Software guru John McAfee arrested in Guatemala
US anti-virus software millionaire John McAfee was arrested on Wednesday by Guatemalan police for illegally entering the country, police said. McAfee was on the run from authorities in Belize, where he is wanted for questioning in a murder probe.
US Internet security guru John McAfee, on the run from authorities in Belize over a murder probe, has been arrested in Guatemala for illegally entering the country, police said.
The arrest of the eccentric 67-year-old entrepreneur-turned-adventurer marks the latest twist in a novel-like tale of intrigue involving a murdered American expatriate and allegations of drug-fueled escapades with guns and prostitutes.
Police spokesman Pablo Castillo told AFP late Wednesday that McAfee had been arrested for entering the country illegally and could be deported within hours to either Belize -- where he has permanent residency -- or the United States.
"His status is illegal and he is being made available to immigration authorities so they can decide whether to deport him to his country of origin."
The arrest came just hours after McAfee formally requested political asylum from Guatemala, with his attorney Telesforo Guerra claiming his client was a "victim of persecution and harassment" from the Belizean government.
The former Silicon Valley entrepreneur had been in hiding for more than three weeks until he crossed the border into Guatemala on Monday with his girlfriend Sam Vanegas, 20, after devising elaborate ruses to confuse police.
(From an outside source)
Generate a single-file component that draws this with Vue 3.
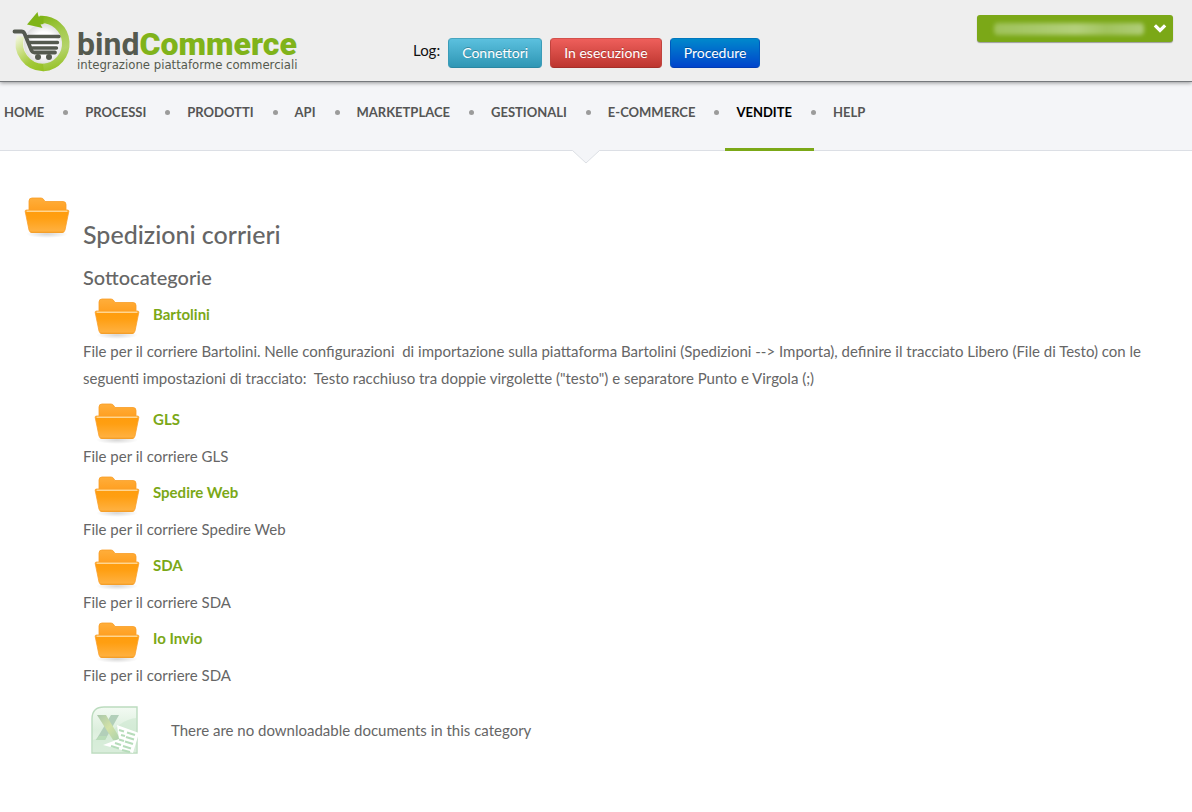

Belizean authorities are seeking to question McAfee as a person of interest over the November 11 killing of his neighbor, fellow American Gregory Faull, 52, who was shot in the head with a 9-mm and found in a pool of his own blood.
McAfee amassed an estimated $100 million fortune during the early days of the Internet in the 1990s, designing the pioneering anti-virus software that bears his name, before opting out to become an intrepid adventure-seeker.
He decamped to Belize in 2009 after losing most of his fortune due to bad investments and the financial crisis.
According to a raft of profiles in the US media, his lifestyle became increasingly extreme as he descended into a hedonistic binge centered on experimental drug use and young prostitutes.
Jeff Wise, a science and adventure writer who has known McAfee for years, told Fox News recently that his increasingly odd behavior earlier this year had alienated much of the US expatriate community in Belize.
"He started to get really heavily into this kind of synthetic, hallucinogenic hyper-aphrodisiac," he said. "Everyone was scared of McAfee. He was walking around the beach carrying a gun."
Police raided McAfee's home in April and he was briefly incarcerated after he was found to be living with a 17-year-old girl and an arsenal of seven pump-action shotguns, one single-action shotgun, and two 9-mm pistols.
McAfee has denied any involvement in Faull's murder and claims to have been "continually harassed" for several months by Belizean authorities, whom he accuses of being corrupt and out to get him.
McAfee says he fears for his life should he be returned to Belize, while Belize Prime Minister Dean Barrow has described him as "bonkers," saying he is only wanted for questioning.
McAfee's attorney earlier told reporters that he would consider asking Guatemalan President Otto Perez directly about the asylum case.
"Here in Guatemala, he could cooperate with the government and with people. He has had a lot of charities for children and underprivileged kids. He has a very humanitarian spirit," Guerra said.
No charges have been lodged against McAfee, who was embroiled in a bitter neighborly dispute with the deceased and has so far only been declared a "person of interest" in the case.
Three of McAfee's associates have been remanded in custody for alleged firearm offenses and are expected in court in Belize on December 19.